In more open environments, there's a permeable membrane between the corporate IT environment and the Net. People tend to get new tools from the Net, usually open source, and just give 'em a spin. Culturally, this keeps the organization open to innovation and new approaches. It builds bonds between the employees and the development community at large.
Standardized, isolationist shops miss out on all of this. They maintain control, but inevitably they fall behind.
If we want to sell Linux upward into risk-averse enterprises, it would help to follow the guidance, as well as the example, of J.P. Rangaswami, CIO of Dresdner Kleinwort Wasserstein, the billion-dollar-plus investment bank. When I asked J.P. to help make sense of the challenge here, he said:
Too many shops are currently executing uncertainty management rather than risk management. And because they don't understand the risk, they do the right thing and sit on their hands. Once you understand a risk you are able to price it and make a rational decision.

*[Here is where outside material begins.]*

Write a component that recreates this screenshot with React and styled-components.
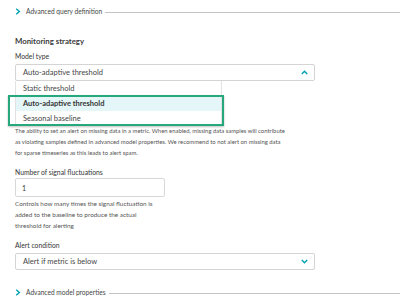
import React from "react";
import styled, { createGlobalStyle } from "styled-components";

const Global = createGlobalStyle`
  html, body { margin: 0; padding: 0; background: #fff; }
  body { font-family: "Lato", "Open Sans", sans-serif; color: #454646; }
`;

const Page = styled.div`
  width: 400px;
  height: 306px;
  overflow: hidden;
  padding-left: 15px;
  box-sizing: border-box;
  display: flex;
  flex-direction: column;
`;

const Toggle = styled.div`
  display: flex;
  align-items: center;
  height: 12px;
  margin-top: ${(p) => p.$mt}px;
  font-size: 6.6px;
  color: #454646;
  white-space: nowrap;
`;

const Chev = styled.svg`
  width: 6px;
  height: 7px;
  margin-right: 5px;
  flex: none;
`;

const Rule = styled.div`
  flex: 1;
  height: 1px;
  background: #c4c4c4;
  margin-left: 3px;
  margin-top: 2px;
`;

const Heading = styled.div`
  font-size: 7.8px;
  font-weight: 700;
  color: #3a3a3a;
  margin-top: ${(p) => p.$mt}px;
  line-height: 12px;
`;

const Label = styled.div`
  font-size: 6.8px;
  color: #353535;
  line-height: 10px;
  margin-top: ${(p) => p.$mt}px;
`;

const SelectWrap = styled.div`
  position: relative;
  width: 300px;
  margin-top: ${(p) => p.$mt}px;
`;

const SelectBox = styled.div`
  height: 17px;
  box-sizing: border-box;
  border: 1px solid #d4d4d4;
  border-radius: 2px;
  display: flex;
  align-items: center;
  justify-content: space-between;
  padding: 0 6px 0 7px;
  font-size: 7.5px;
  color: #454646;
  background: #fff;
`;

const Menu = styled.div`
  position: absolute;
  top: 17px;
  left: 0;
  width: 207px;
  background: #fff;
  border: 1px solid #e2e2e2;
  border-top: none;
  box-sizing: border-box;
  z-index: 2;
`;

const Item = styled.div`
  height: ${(p) => p.$h}px;
  display: flex;
  align-items: center;
  padding-left: 7px;
  font-size: 7.5px;
  font-weight: ${(p) => (p.$active ? 700 : 400)};
  color: ${(p) => (p.$active ? "#353535" : "#454646")};
  background: ${(p) => (p.$active ? "#e4f6f8" : "#fff")};
`;

const Highlight = styled.div`
  position: absolute;
  left: -7px;
  top: 31px;
  width: 216px;
  height: 31px;
  border: 2px solid #27a87c;
  box-sizing: border-box;
  box-shadow: 0 1px 2px rgba(0, 0, 0, 0.25);
  z-index: 3;
`;

const Para = styled.div`
  font-size: ${(p) => p.$fs}px;
  line-height: 11px;
  color: #555;
  margin-top: ${(p) => p.$mt}px;
  white-space: nowrap;
`;

const Input = styled.div`
  width: 150px;
  height: 19px;
  box-sizing: border-box;
  border: 1px solid #d8d8d8;
  border-radius: 2px;
  display: flex;
  align-items: center;
  padding-left: 6px;
  font-size: 7px;
  color: #353535;
  margin-top: ${(p) => p.$mt}px;
`;

const ChevronRight = () => (
  <Chev viewBox="0 0 6 7">
    <path d="M1.2 0.8 L4.4 3.5 L1.2 6.2" fill="none" stroke="#00a1b2" strokeWidth="1.4" />
  </Chev>
);

const Caret = ({ up }) => (
  <svg width="7" height="5" viewBox="0 0 7 5">
    <path
      d={up ? "M0.8 4 L3.5 1.2 L6.2 4" : "M0.8 1 L3.5 3.8 L6.2 1"}
      fill="none"
      stroke="#00a1b2"
      strokeWidth="1.4"
    />
  </svg>
);

export default function App() {
  return (
    <>
      <Global />
      <Page>
        <Toggle $mt={5}>
          <ChevronRight />
          Advanced query definition
          <Rule />
        </Toggle>
        <Heading $mt={18}>Monitoring strategy</Heading>
        <Label $mt={4}>Model type</Label>
        <SelectWrap $mt={3}>
          <SelectBox>
            Auto-adaptive threshold
            <Caret up />
          </SelectBox>
          <Menu>
            <Item $h={15}>Static threshold</Item>
            <Item $h={15} $active>Auto-adaptive threshold</Item>
            <Item $h={14}>Seasonal baseline</Item>
          </Menu>
          <Highlight />
        </SelectWrap>
        <Para $mt={44} $fs={5.9}>
          The ability to set an alert on missing data in a metric. When enabled, missing data samples will contribute
          <br />
          as violating samples defined in advanced model properties. We recommend to not alert on missing data
          <br />
          for sparse timeseries as this leads to alert spam.
        </Para>
        <Label $mt={9}>Number of signal fluctuations</Label>
        <Input $mt={1}>1</Input>
        <Para $mt={1} $fs={6.4}>
          Controls how many times the signal fluctuation is
          <br />
          added to the baseline to produce the actual
          <br />
          threshold for alerting
        </Para>
        <Label $mt={9}>Alert condition</Label>
        <SelectWrap $mt={3}>
          <SelectBox>
            Alert if metric is below
            <Caret />
          </SelectBox>
        </SelectWrap>
        <Toggle $mt={16}>
          <ChevronRight />
          Advanced model properties
          <Rule />
        </Toggle>
      </Page>
    </>
  );
}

So in my opinion, shops differ in their ability to price risk, and the default position is risk aversion, which may be far more expensive even in the short run than an active risk appetite. Witness the colossal sums spent on Y2000 just because people could not understand or price the risk.
DIY-IT is, when based on open source, defensible as a low-risk position. More people inspect the code. There are more people using the code. There is more flexing of the code in differing circumstances. The issue is not of risk but of comprehension.
Last December Risk Waters named J.P. its CIO of the Year.